Та пора выдалась плодотворной для двух друзей. Они мотались по нью-йоркским продуктовым базарам, фотографируя продавцов с их богатой утварью. Потом проявляли пленку, и материал появлялся такой, что рисуй прямо сейчас. Было за что зацепиться, что изображать. При съемках приходилось прикидываться фотографами-любителями. И тут все разговоры вел в основном Берт. А Эмиля охватывала полная застенчивость. Но со временем и он научился выдавать себя за фотографа, иногда даже заговаривая с объектом будущей съемки.

Частенько при этих походах Эмиль жаловался на то, что его старые ноги еле тащатся. Сильвермен предлагал подвезти до квартиры, но Гольдфус лишь пожимал плечами и просил подбросить до ближайшего метро.

Скорый арест Эмиля стал полным сюрпризом для Бертона Сильвермена. И тут, задним числом, накатились воспоминания. В 1956-м произошла их помолвка с Элен. В это время Эмиль занялся закупкой всяческих приспособлений, чтобы сделать новобрачным свадебный подарок. Иногда он заглядывал в студию к Сильвермену — показать все чудеса, смонтированные из деревяшек, металла и прочих подсобных средств. Тут были и сережки, и брошки, да чего только он не изготовил своими волшебными пальцами! Некоторые изделия даже покрывал серебром. А как-то удивил и видавшего виды Сильвермена красивейшим маленьким ящичком для драгоценностей из розового дерева. Сколько ж времени ушло у него на эту работу! На ящичке были серебряные ручки, а в середине блестел серебряный медальон. И все своими руками, по собственным чертежам. Во всем этом виделась Сильвермену тихая, не бросающаяся в глаза, но какая же богатая на таланты душа! И как были растроганы Сильвермен с будущей супругой, когда накануне свадьбы они получили этот самый ящичек с надписью, выгравированной изнутри: «Элен и Бертону от Эмиля».

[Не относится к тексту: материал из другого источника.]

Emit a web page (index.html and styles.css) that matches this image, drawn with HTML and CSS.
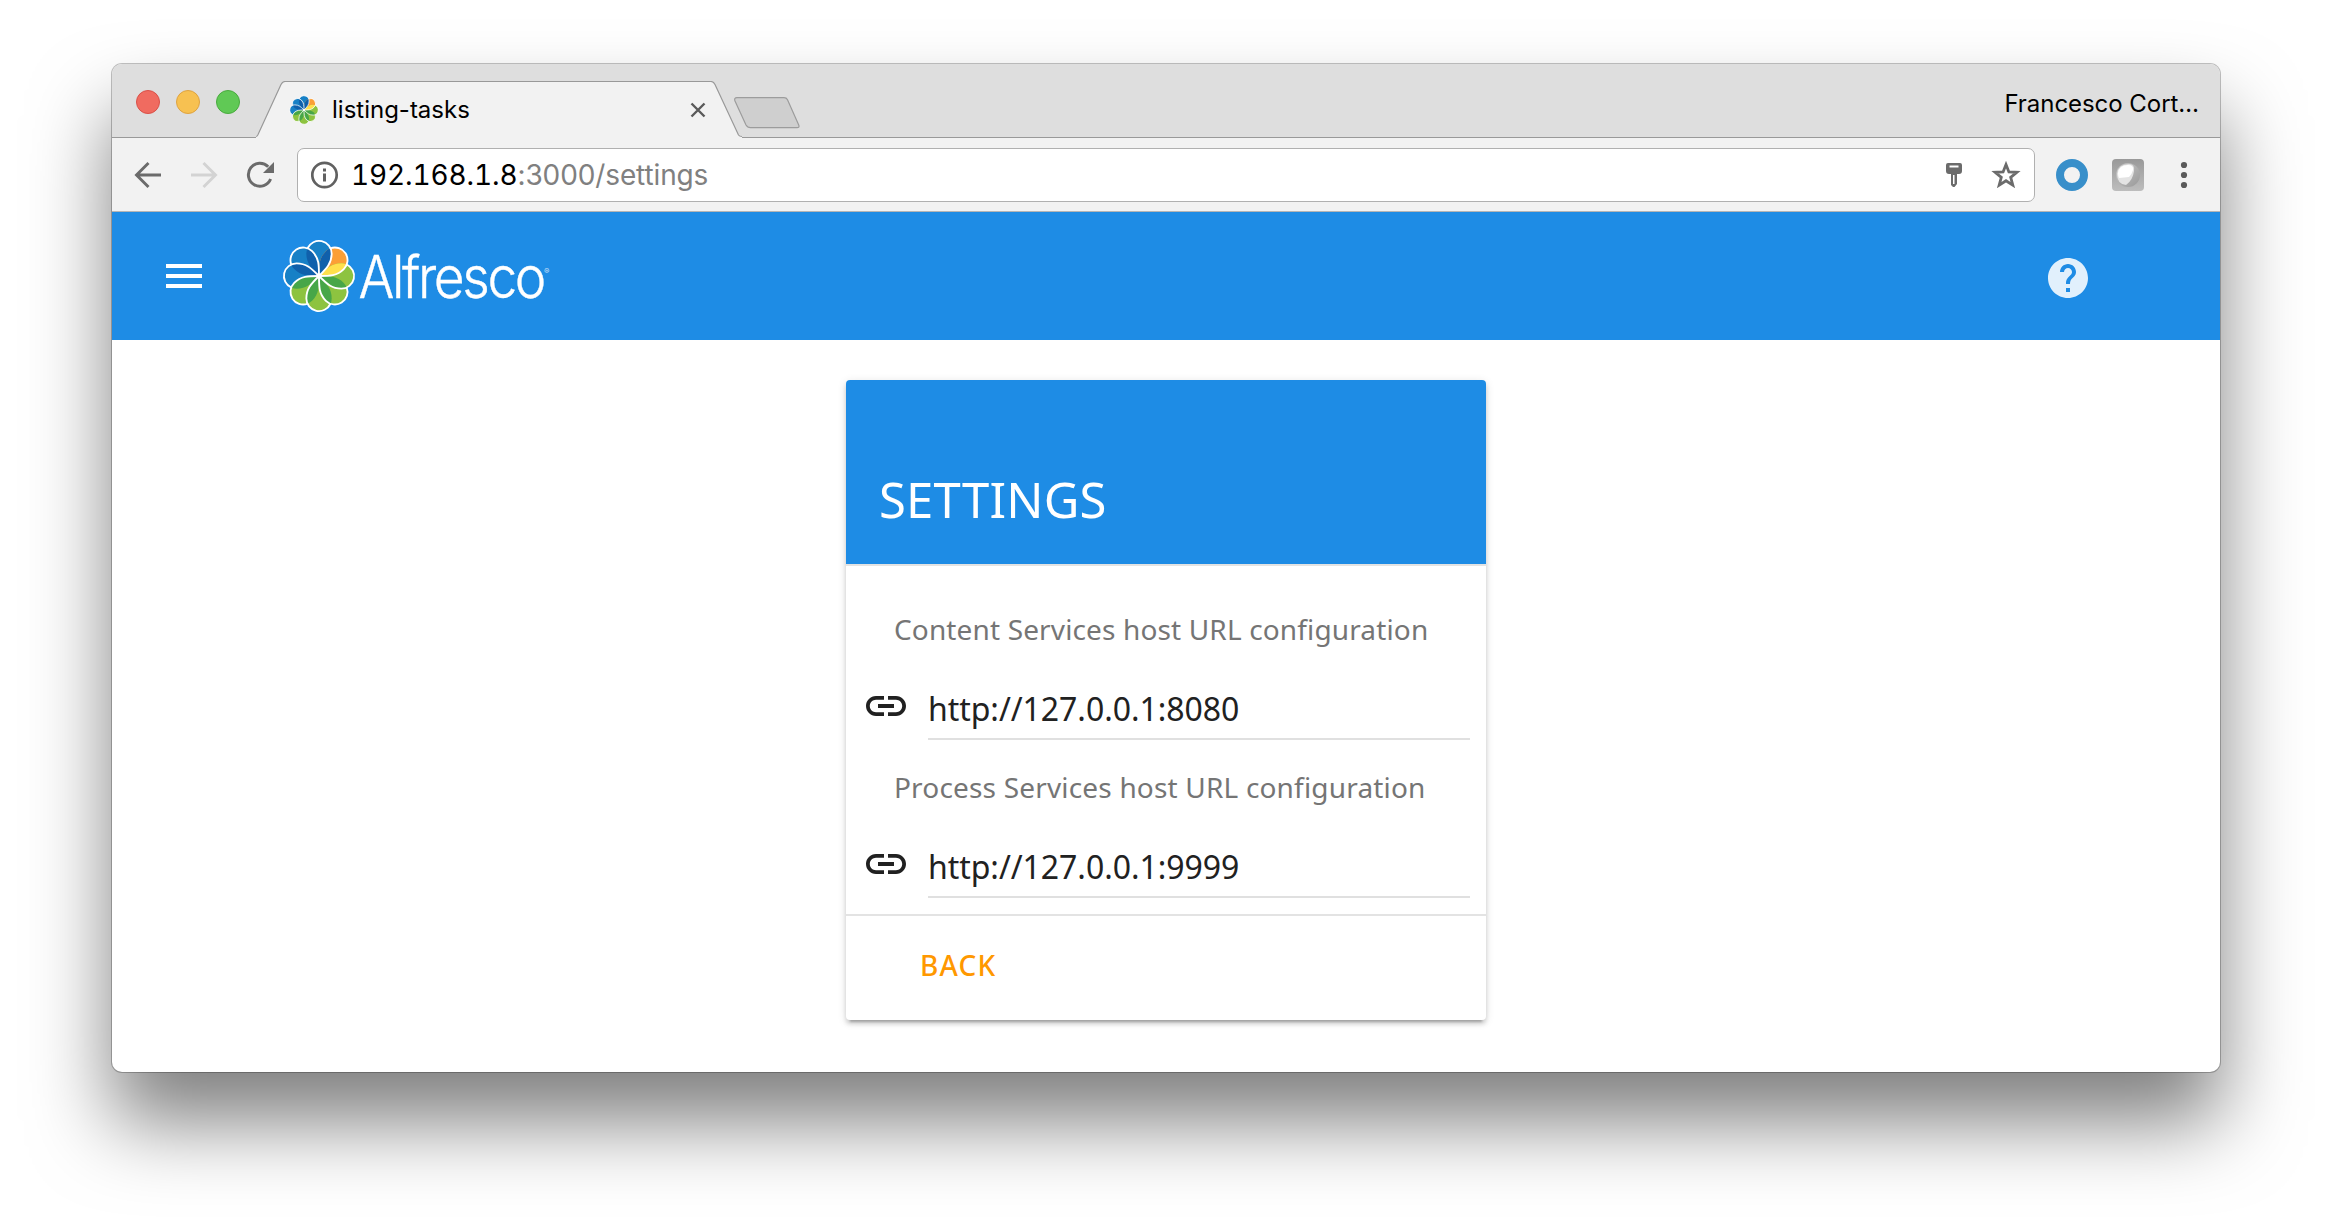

Конечно же Эмиль был приглашен на свадьбу. Сильвермен знал, что на такие сборища ходит его друг с большой неохотой. И потому предупредил: «Зайди хоть на свадьбу, а на ужин можешь и не оставаться». Ответ прозвучал типично для Эмиля: «Да не могу я идти, ведь надеть мне нечего». Не смешно ли для человека, живущего в самом центре Нью-Йорка? Сильвермен нахмурился: «Да это же не прием, где нужно быть одетым с иголочки. Соберутся просто друзья, родственники. Мы ждем тебя и твоего “да”». Эмиль вздохнул: «Приду, если уверен, что здесь можно обойтись без всяких этих формальностей».

На приеме Гольдфус появился. К удивлению, здорово приложился к шампанскому, и весь вечер проболтал с друзьями-художниками. Уходил одним из последних и с явным сожалением. На пороге признался: «Берт, мне так у вас понравилось».

А на свадьбе случилось нечто неожиданное. В зал вошел безупречно одетый молодой человек, и мама жениха, не зная, кто он, приняла его задруга невесты. Осведомилась о его имени, чтобы представить гостям. Но молодой человек, внимательно осмотрев всю компанию, выдавил из себя нечто вроде извинения и моментально исчез. Кто это был? Откуда?

Берт задним числом полагал, что это один из тех, кто следил за Гольдфусом. Считал, будто спецслужбы уже «вели» его друга. Но нет. Всего лишь случайность. К ФБР — никакого отношения.

Зато в истории, написанной американцем, проскальзывают моменты, которые могли бы привлечь внимание. Выскочившее из уст Гольдфуса признание о том, что был лесорубом на северо-западе, никак не гармонировало с обликом Эмиля.

Непонятно, откуда взялись шотландские тетушка и дядюшка из Бостона. Или припомнились строгие родители, сурово воспитывавшие его в Ньюкасле-на-Тайне? К тому же полковник подстраховывался, прикрывал кое-какие огрехи в произношении.

Не перебарщивал ли Эмиль, словно заправский критик из журнала «Советский художник», превознося реализм — хорошо еще, что не социалистический? Может, так его и не именовал, но тенденция проскакивала.

Не слишком ли легкомысленным выглядит неожиданно длительная отлучка Гольдфуса, уехавшего продавать изобретение весной-летом и вернувшегося в конце года? Отпуск в Москве был проведен не без пользы. Но, может, уж если завел друга Берта, то и открыточку ему стоило подготовить и отправить? Вдруг встревоженный американец действительно бы принялся искать пропавшего Эмиля через розыскное бюро? Хотя понятно из подробных историй о госпитале в Техасе, куда якобы попал, что легенда, оправдывавшая длительное «выпадание» из нью-йоркской действительности, была припасена и отработана.